**Aim:**
Look through the data below and work out how many lines contain the string "index". Give the number alone.
---
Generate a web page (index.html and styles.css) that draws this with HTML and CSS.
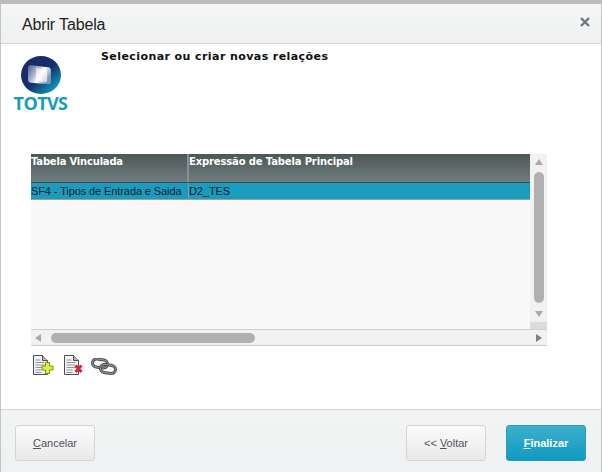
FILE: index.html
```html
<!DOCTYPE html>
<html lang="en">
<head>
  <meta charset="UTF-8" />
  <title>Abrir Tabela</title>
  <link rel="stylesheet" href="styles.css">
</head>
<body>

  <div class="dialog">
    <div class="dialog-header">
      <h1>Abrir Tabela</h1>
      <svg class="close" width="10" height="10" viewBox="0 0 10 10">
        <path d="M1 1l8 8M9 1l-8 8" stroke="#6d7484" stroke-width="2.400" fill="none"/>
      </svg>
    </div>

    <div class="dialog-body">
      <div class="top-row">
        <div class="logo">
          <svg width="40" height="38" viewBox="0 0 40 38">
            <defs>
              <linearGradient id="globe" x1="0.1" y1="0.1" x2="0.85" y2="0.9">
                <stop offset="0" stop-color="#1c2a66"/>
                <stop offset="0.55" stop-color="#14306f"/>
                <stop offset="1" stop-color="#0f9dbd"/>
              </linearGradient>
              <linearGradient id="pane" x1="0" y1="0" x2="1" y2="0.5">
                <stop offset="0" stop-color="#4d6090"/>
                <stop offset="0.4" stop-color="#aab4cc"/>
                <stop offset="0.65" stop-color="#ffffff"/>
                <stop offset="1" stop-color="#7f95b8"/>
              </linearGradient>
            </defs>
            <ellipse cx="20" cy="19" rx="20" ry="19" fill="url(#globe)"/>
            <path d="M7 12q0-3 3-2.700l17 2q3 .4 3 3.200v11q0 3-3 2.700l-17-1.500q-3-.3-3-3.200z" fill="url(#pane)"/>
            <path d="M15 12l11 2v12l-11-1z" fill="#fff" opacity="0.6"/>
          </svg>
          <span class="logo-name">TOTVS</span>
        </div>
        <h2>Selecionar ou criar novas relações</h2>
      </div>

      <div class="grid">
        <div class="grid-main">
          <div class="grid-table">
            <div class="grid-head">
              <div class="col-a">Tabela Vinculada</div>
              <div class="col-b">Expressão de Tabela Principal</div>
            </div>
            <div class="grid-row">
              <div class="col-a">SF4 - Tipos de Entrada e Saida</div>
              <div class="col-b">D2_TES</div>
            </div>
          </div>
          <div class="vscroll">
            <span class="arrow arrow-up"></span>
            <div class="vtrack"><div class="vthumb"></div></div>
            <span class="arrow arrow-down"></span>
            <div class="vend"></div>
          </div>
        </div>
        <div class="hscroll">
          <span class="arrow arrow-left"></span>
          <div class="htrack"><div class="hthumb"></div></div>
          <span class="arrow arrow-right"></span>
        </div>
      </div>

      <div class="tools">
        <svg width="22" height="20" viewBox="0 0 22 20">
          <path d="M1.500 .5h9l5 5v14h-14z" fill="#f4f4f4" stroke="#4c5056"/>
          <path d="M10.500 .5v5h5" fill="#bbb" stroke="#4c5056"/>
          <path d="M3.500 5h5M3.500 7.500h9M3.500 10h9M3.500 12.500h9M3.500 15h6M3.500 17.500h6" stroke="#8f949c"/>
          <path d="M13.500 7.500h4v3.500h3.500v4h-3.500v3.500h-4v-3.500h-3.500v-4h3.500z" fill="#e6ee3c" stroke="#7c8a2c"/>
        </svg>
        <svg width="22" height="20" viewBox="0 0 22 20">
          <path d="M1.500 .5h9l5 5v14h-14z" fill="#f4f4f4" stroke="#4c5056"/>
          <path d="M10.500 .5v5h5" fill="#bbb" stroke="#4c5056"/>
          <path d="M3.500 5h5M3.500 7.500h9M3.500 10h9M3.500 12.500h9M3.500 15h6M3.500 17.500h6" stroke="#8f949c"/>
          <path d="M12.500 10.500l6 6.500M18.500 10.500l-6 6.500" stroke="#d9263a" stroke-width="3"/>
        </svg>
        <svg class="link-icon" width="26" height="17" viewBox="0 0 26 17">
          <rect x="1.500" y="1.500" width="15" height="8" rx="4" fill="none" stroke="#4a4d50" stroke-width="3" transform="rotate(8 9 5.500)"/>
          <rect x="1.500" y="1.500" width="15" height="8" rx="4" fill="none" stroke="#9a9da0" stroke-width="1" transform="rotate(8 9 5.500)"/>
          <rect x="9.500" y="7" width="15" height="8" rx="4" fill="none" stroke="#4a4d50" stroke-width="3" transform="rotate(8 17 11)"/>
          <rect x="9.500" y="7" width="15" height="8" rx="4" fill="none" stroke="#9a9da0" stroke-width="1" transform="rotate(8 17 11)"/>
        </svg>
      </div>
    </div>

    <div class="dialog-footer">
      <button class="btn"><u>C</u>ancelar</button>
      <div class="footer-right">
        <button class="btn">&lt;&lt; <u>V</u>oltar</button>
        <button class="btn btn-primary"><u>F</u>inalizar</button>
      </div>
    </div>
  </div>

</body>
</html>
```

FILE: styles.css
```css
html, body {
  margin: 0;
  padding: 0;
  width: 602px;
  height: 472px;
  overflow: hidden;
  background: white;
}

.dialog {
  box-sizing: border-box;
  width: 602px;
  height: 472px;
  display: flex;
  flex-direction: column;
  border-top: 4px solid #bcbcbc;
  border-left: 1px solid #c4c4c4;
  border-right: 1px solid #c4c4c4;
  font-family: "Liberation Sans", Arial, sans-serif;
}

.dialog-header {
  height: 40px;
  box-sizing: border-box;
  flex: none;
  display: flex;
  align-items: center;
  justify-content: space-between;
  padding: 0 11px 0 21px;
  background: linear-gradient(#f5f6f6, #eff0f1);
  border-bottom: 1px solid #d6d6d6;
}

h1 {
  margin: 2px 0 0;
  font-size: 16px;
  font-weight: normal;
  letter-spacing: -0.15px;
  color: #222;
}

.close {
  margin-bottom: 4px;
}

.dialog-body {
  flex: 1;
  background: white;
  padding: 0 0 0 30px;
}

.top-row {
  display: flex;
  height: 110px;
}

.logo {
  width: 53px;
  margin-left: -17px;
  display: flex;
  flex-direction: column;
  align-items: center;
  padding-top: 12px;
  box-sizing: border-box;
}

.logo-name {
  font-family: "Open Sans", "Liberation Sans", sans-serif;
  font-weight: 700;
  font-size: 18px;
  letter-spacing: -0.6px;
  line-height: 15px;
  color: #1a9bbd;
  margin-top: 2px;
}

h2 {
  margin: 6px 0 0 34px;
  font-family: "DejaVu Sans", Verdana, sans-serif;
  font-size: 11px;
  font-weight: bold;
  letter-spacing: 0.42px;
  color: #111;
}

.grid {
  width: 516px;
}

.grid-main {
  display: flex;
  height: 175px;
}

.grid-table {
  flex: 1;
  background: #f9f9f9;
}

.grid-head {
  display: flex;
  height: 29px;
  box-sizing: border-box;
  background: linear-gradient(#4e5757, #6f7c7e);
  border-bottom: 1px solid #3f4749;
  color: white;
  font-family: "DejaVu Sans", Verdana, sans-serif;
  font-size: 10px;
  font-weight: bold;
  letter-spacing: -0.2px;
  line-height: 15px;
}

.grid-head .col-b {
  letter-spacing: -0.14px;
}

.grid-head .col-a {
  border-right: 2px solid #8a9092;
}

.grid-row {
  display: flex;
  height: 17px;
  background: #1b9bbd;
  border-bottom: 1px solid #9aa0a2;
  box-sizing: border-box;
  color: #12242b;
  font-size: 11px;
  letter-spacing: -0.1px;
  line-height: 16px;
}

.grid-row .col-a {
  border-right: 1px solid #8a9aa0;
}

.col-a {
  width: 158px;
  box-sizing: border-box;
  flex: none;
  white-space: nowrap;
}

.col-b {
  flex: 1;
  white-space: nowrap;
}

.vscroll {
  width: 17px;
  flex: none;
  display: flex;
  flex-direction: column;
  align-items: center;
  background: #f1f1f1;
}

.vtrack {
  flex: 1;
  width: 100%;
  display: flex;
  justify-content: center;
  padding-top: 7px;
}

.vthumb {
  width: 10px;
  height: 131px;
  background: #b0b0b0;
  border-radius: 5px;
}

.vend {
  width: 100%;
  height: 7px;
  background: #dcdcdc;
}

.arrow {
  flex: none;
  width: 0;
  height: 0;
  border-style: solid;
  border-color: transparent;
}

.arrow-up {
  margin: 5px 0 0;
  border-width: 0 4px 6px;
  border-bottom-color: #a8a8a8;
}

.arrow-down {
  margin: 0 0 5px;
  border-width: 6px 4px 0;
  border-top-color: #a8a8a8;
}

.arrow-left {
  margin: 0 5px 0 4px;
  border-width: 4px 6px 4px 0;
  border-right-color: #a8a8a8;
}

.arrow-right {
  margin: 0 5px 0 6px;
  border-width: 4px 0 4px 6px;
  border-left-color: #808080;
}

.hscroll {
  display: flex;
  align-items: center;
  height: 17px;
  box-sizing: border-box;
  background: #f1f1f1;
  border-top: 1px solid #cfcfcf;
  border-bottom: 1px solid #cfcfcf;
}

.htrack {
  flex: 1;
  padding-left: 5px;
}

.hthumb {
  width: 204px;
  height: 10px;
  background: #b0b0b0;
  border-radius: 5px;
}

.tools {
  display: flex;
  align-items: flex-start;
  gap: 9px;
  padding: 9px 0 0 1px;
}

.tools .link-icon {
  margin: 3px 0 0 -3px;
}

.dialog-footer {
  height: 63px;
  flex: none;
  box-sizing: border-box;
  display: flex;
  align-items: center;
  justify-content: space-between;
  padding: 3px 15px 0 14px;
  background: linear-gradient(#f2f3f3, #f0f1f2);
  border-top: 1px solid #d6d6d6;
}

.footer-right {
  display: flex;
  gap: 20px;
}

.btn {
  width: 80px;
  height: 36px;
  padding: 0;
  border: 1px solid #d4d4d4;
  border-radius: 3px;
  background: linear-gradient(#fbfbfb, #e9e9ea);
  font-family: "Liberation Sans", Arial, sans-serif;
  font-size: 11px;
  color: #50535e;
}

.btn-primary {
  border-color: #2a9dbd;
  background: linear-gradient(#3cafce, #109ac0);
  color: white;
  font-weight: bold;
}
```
---
**Solution below:**
2